Contra todo pronóstico, la Palma de Oro de 1983 viajó a Japón. Scorsese presentaba El rey de la comedia y los Monty Python probaban suerte con El sentido de la vida. Erice acudía al certamen con El Sur bajo el brazo y un Matthew Broderick casi adolescente se colaba en las computadoras del Pentágono y la liaba pardísima en Juegos de guerra. Entre tanta aristocracia, pocos esperaban que una cinta sin excesivas pretensiones como La balada de Narayama convenciese al jurado. El guion se las traía. Al pie de la montaña sagrada de turno, una aldea intenta sobrevivir al invierno. Lo que no se lleva el frío se lo llevan las hambrunas. Los recursos escasean y los vecinos tienen que hacer malabares para administrarlos cabalmente. Como la penuria se vuelve estructural, los ancianos del pueblo se saben una carga para las familias. Estoicos ellos, en el momento en que experimentan los primeros síntomas de decrepitud se retiran voluntariamente al monte y se echan a morir. Los más concienciados -como ocurre con la madre del protagonista- llegan incluso a volarse la dentadura para acelerar la decadencia y precipitar el fin.

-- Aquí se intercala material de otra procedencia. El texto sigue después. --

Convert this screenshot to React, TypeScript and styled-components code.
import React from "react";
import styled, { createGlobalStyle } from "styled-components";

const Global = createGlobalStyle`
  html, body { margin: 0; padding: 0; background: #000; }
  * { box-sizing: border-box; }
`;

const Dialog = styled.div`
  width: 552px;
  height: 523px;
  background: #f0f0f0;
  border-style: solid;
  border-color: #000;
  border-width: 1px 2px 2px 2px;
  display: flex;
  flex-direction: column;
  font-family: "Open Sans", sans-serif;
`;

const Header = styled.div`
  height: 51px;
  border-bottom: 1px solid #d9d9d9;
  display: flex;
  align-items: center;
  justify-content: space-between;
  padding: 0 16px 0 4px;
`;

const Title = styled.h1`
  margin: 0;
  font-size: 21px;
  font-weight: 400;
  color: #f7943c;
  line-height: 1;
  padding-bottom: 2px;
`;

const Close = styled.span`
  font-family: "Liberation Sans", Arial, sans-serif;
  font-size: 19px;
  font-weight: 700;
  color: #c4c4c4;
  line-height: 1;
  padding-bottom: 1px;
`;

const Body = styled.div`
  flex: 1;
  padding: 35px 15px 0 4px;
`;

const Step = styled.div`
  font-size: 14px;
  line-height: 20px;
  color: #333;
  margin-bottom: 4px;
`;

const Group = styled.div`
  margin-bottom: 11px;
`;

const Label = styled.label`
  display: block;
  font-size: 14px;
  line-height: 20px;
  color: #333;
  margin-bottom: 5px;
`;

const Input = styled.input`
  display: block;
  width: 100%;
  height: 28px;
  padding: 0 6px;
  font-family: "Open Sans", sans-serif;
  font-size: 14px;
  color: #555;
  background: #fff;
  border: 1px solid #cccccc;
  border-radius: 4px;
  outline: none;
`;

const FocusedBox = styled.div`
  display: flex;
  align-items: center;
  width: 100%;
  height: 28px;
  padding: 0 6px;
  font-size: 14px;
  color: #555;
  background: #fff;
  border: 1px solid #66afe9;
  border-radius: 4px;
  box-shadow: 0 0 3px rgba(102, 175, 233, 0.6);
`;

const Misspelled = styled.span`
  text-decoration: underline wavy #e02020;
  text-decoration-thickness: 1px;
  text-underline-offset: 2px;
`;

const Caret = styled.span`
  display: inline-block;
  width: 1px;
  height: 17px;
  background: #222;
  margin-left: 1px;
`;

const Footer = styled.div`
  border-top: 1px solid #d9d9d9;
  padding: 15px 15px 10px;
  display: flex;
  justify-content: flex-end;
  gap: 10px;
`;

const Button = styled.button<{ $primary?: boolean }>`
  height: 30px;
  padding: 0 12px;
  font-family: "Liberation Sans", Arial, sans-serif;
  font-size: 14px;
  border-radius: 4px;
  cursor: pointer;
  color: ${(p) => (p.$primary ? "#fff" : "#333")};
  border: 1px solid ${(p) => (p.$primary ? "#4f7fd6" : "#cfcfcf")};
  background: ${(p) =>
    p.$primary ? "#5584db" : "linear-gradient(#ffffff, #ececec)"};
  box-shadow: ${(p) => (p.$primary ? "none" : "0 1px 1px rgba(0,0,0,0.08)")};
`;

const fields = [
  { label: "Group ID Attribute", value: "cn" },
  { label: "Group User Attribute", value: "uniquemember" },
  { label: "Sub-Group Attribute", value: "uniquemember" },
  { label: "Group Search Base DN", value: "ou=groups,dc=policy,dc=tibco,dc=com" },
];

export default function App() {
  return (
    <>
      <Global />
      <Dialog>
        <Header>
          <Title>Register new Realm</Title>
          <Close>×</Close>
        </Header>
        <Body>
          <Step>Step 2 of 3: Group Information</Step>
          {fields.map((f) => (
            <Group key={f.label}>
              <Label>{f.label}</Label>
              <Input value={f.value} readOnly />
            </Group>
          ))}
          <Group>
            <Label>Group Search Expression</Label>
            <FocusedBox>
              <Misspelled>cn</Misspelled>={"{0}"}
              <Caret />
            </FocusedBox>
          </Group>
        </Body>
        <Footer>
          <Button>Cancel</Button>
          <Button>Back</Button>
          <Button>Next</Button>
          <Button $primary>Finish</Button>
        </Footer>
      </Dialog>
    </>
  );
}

Desde este rincón del Mediterráneo, donde todo se apura hasta las heces, cuesta defender la conveniencia de quitarse de en medio antes de convertirse en estorbo. Lo nuestro es salir tarde y mal de los sitios. Apelando a la furia y a lo heroico, estiramos las guerras hasta que el enemigo se cansa de darnos estopa y empieza a enternecerse ante nuestra pasión por el desastre. Apelando a la hipoteca, nos negamos a dar por finiquitados los amores hasta que no vuelan los últimos platos y los últimos reproches. El español se aferra al sillón en los consejos directivos y al respirador artificial en los hospitales. Exprime la visita e ignora los bostezos de los anfitriones. Lo de la fugacidad de la vida y el marcharse a tiempo sin hacer demasiado ruido es cosa de orientales. Y de Iniesta.